Es fällt auf, dass wir in diesem Evangelium weder das vorangehende Gebet des Herrn für Petrus und die Zusicherung der Wiederherstellung haben, noch seine Hinwendung und seinen Blick zu Petrus nach seiner letzten Verleugnung, als dieser, sich an das Wort des Herrn erinnernd, hinausging und bitterlich weinte. Diese werden ausdrücklich in dem einzigen Evangelium gegeben, dessen Charakter sie entsprechen und unterstützen (siehe Lk 22,31.32.61.62). Hier dreht sich alles nicht um die Entdeckung, was das Herz des Menschen ist, und die Gnade des Herrn, sondern um die Person Christi als den einen zentralen Gegenstand, nicht so sehr um den zweiten Menschen, der von den Menschen verachtet wird, und um die Macht seiner Liebe, die auf einen Jünger einwirkt, trotz des völligen Versagens in ihm selbst, sondern um den Sohn Gottes, der den Vater inmitten des völligen und allgemeinen Verderbens verherrlicht, bei Freunden oder Feinden.

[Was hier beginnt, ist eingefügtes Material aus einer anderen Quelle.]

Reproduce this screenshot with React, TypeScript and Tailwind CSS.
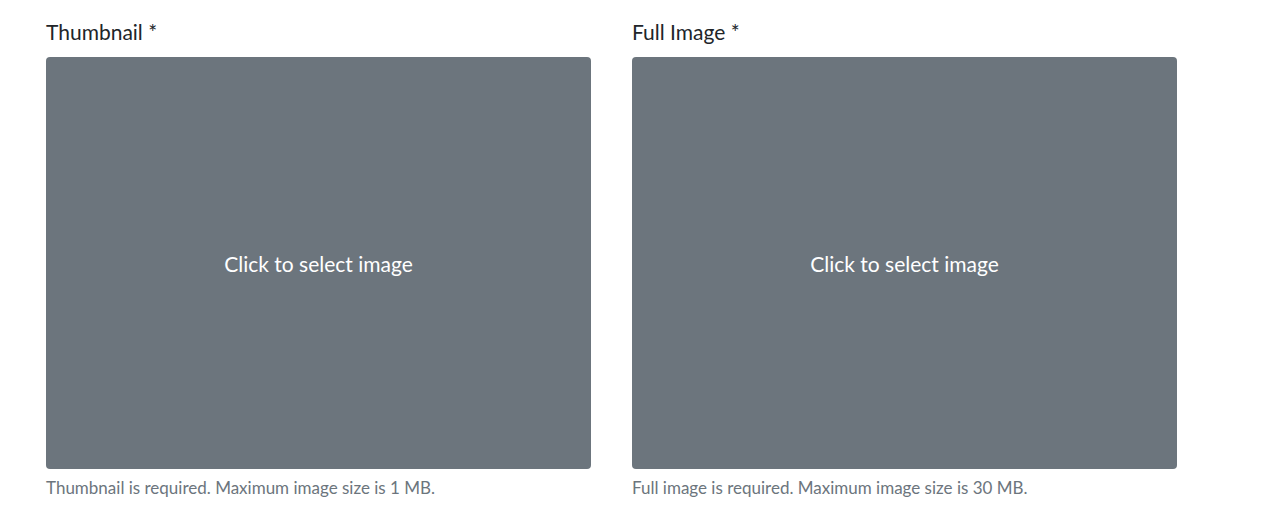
const fields = [
  { label: "Thumbnail *", help: "Thumbnail is required. Maximum image size is 1 MB." },
  { label: "Full Image *", help: "Full image is required. Maximum image size is 30 MB." },
];

export default function App() {
  return (
    <div className="min-h-[524px] bg-white pl-[46px] pt-[19px] font-['Lato',sans-serif]">
      <div className="flex gap-[41px]">
        {fields.map((f) => (
          <div key={f.label} className="w-[545px]">
            <label className="block h-[38px] text-[21px] leading-[25px] text-[#212529]">{f.label}</label>
            <button className="flex h-[412px] w-full items-center justify-center rounded-[4px] bg-[#6c757d] pt-[2px] text-[21px] text-white">
              Click to select image
            </button>
            <p className="mt-[8px] text-[17px] leading-[21px] text-[#6c757d]">{f.help}</p>
          </div>
        ))}
      </div>
    </div>
  );
}
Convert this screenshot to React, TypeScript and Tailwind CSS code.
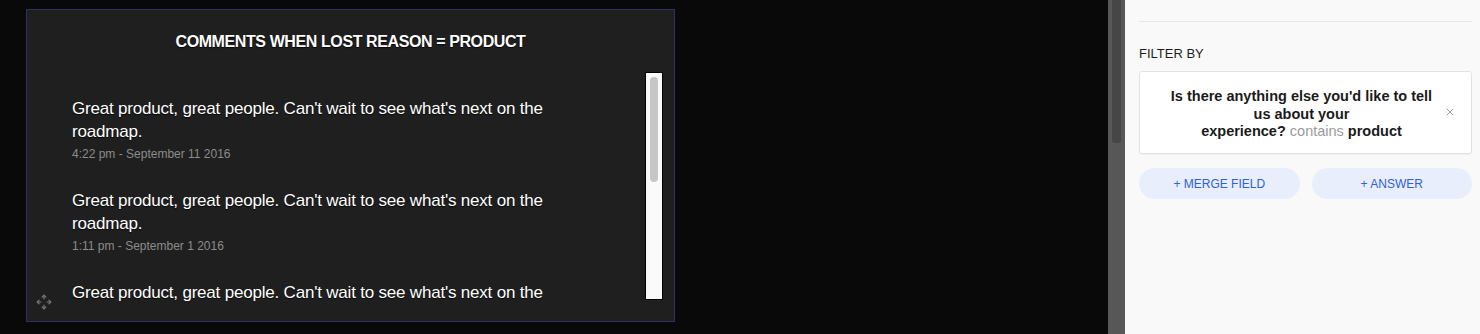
import { X } from "lucide-react";

const comments = [
  { text: "Great product, great people. Can't wait to see what's next on the roadmap.", date: "4:22 pm - September 11 2016" },
  { text: "Great product, great people. Can't wait to see what's next on the roadmap.", date: "1:11 pm - September 1 2016" },
  { text: "Great product, great people. Can't wait to see what's next on the roadmap.", date: "9:03 am - August 28 2016" },
];

function MoveIcon() {
  return (
    <svg width="18" height="18" viewBox="0 0 24 24" fill="none" stroke="#7a7a7a" strokeWidth="1.6" strokeLinecap="round" strokeLinejoin="round">
      <path d="M12 3v5M12 16v5M3 12h5M16 12h5" />
      <path d="M9.5 5.5 12 3l2.5 2.5M9.5 18.5 12 21l2.5-2.5M5.5 9.5 3 12l2.5 2.5M18.5 9.5 21 12l-2.5 2.5" />
    </svg>
  );
}

export default function App() {
  return (
    <div className="flex h-[334px] w-[1480px] overflow-hidden bg-[#090909] font-['Liberation_Sans',Arial,sans-serif]">
      {/* canvas */}
      <div className="flex w-[1108px] shrink-0 pl-[26px] pt-[9px]">
        <div className="relative flex h-[313px] w-[649px] flex-col border border-[#2b3262] bg-[#1f1f1f]">
          <h2 className="mt-[20px] text-center text-[16px] font-bold tracking-[-0.4px] text-white [text-shadow:0_1px_1px_rgba(0,0,0,0.9)]">
            COMMENTS WHEN LOST REASON = PRODUCT
          </h2>
          <div className="mt-[18px] flex h-[229px] overflow-hidden">
            <div className="flex-1 overflow-hidden pl-[45px] pr-[80px] pt-[25px]">
              {comments.map((c, i) => (
                <div key={i} className="mb-[27px]">
                  <p className="text-[17px] leading-[23px] tracking-[-0.2px] text-white [text-shadow:0_1px_1px_rgba(0,0,0,0.8)]">
                    {c.text}
                  </p>
                  <p className="mt-[3px] text-[12px] leading-[16px] text-[#8c8c8c]">{c.date}</p>
                </div>
              ))}
            </div>
            <div className="mr-[11px] h-[228px] w-[18px] shrink-0 border border-black bg-[#fafafa] px-[4px] pt-[4px]">
              <div className="h-[105px] w-full rounded-full bg-[#c6c6c6]" />
            </div>
          </div>
          <div className="absolute bottom-[10px] left-[8px]">
            <MoveIcon />
          </div>
        </div>
      </div>

      {/* page scrollbar */}
      <div className="w-[17px] shrink-0 bg-[#575757] px-[4px]">
        <div className="h-[143px] w-full rounded-b-[3px] bg-[#464646]" />
      </div>

      {/* side panel */}
      <div className="flex-1 bg-[#f9f9f9] pl-[14px] pr-[8px]">
        <div className="mt-[21px] border-t border-[#e6e6e6]" />
        <p className="mt-[24px] text-[13px] leading-[16px] text-[#1e1e1e]">FILTER BY</p>
        <div className="relative mt-[9px] flex h-[83px] items-center justify-center rounded-[3px] border border-[#e2e2e2] bg-white pl-[16px] pr-[24px] pt-[4px] shadow-[0_1px_1px_rgba(0,0,0,0.04)]">
          <p className="text-center text-[14.5px] font-bold leading-[17.5px] text-[#1a1a1a]">
            Is there anything else you'd like to tell
            <br />
            us about your
            <br />
            experience? <span className="font-normal text-[#9b9b9b]">contains</span> product
          </p>
          <X className="absolute right-[15px] top-[34px] h-[12px] w-[12px] text-[#9a9a9a]" strokeWidth={2} />
        </div>
        <div className="mt-[14px] flex gap-[12px]">
          <button className="h-[31px] flex-1 rounded-full bg-[#e8eefb] text-[12px] text-[#2f62d6]">+ MERGE FIELD</button>
          <button className="h-[31px] flex-1 rounded-full bg-[#e8eefb] text-[12px] text-[#2f62d6]">+ ANSWER</button>
        </div>
      </div>
    </div>
  );
}
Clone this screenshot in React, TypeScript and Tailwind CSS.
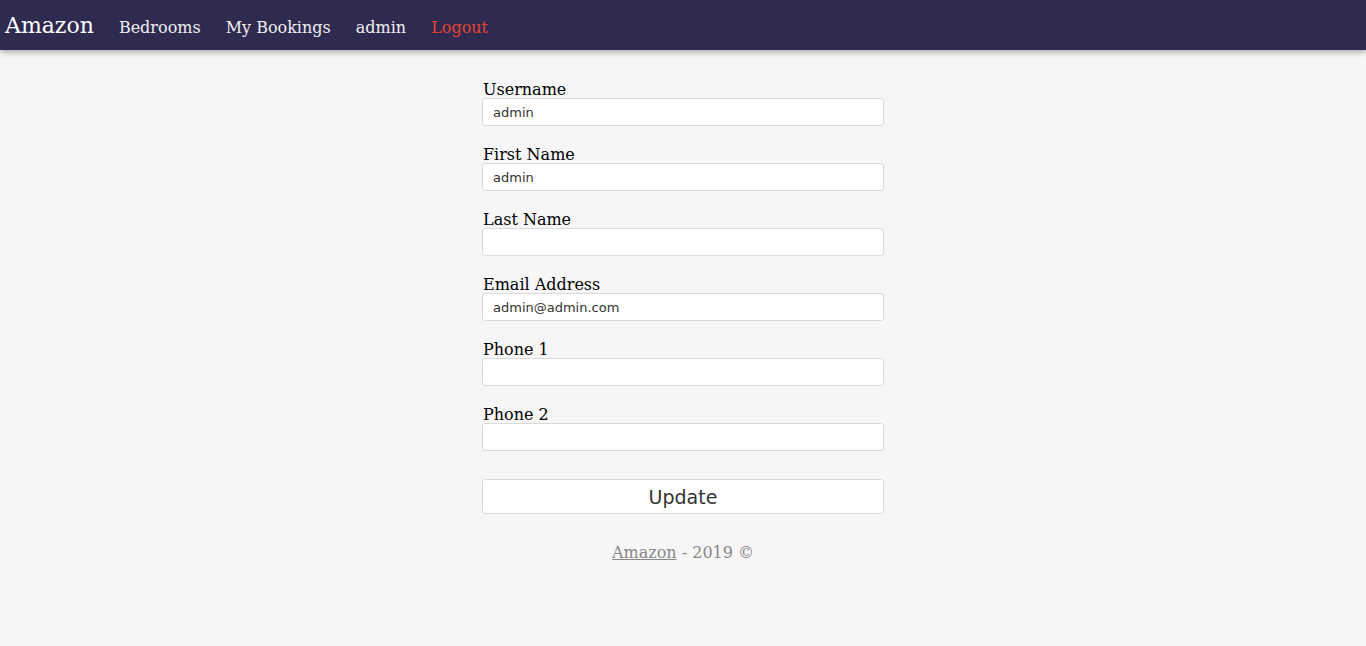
const fields = [
  { label: "Username", value: "admin" },
  { label: "First Name", value: "admin" },
  { label: "Last Name", value: "" },
  { label: "Email Address", value: "admin@admin.com" },
  { label: "Phone 1", value: "" },
  { label: "Phone 2", value: "" },
];

export default function App() {
  return (
    <div className="min-h-[646px] bg-[#f6f6f6] font-['DejaVu_Serif',serif]">
      <nav className="h-[50px] bg-[#2f2a50] flex items-center shadow-[0_2px_6px_rgba(0,0,0,0.35)]">
        <span className="ml-[5px] text-[22px] text-white">Amazon</span>
        <div className="flex items-center gap-[25px] ml-[25px] text-[16px] pt-[5px]">
          <a className="text-[#f0f0f0]">Bedrooms</a>
          <a className="text-[#f0f0f0]">My Bookings</a>
          <a className="text-[#f0f0f0]">admin</a>
          <a className="text-[#e8442f]">Logout</a>
        </div>
      </nav>
      <main className="w-[402px] mx-auto pt-[28px]">
        <form className="flex flex-col">
          {fields.map((f) => (
            <div key={f.label} className="mb-[17px]">
              <label className="block pl-[1px] pt-[4px] text-[16px] leading-[16px] text-black">{f.label}</label>
              <input
                defaultValue={f.value}
                className="block w-full h-[28px] px-[10px] bg-white border border-[#dadada] rounded-[3px] text-[13px] text-[#333] font-['DejaVu_Sans',sans-serif] outline-none"
              />
            </div>
          ))}
          <button
            type="button"
            className="mt-[11px] h-[35px] w-full pt-[2px] bg-white border border-[#dadada] rounded-[3px] text-[19px] text-[#333] font-['DejaVu_Sans',sans-serif]"
          >
            Update
          </button>
        </form>
        <p className="mt-[27px] text-center text-[16px] text-[#888]">
          <a className="underline">Amazon</a> - 2019 ©
        </p>
      </main>
    </div>
  );
}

Der Herr stand vor der religiösen Autorität; jetzt soll Er vor der zivilen Macht erscheinen. Es war überall ein Spott; und so muss es gegen seine Person offenbar werden, der eines Tages den ausrotten wird, der seinen Nächsten heimlich verleumdet, und der den Mann, der einen hochmütigen Blick und ein stolzes Herz hat, ebenso wenig dulden wird wie den Lügner und Betrüger, der alle Bösen im Land und besonders in der Stadt des Herrn früh vernichtet. Doch seine Herrlichkeit erkannten sie nicht, und folglich auch nicht seine Gnade; und doch hätten sie nicht blind sein sollen für seine heiligen und gerechten Wege; aber der Mensch, ob fromm oder gottlos, füllte den Kelch seiner Missetat, und das umso mehr, als Gott langmütig war.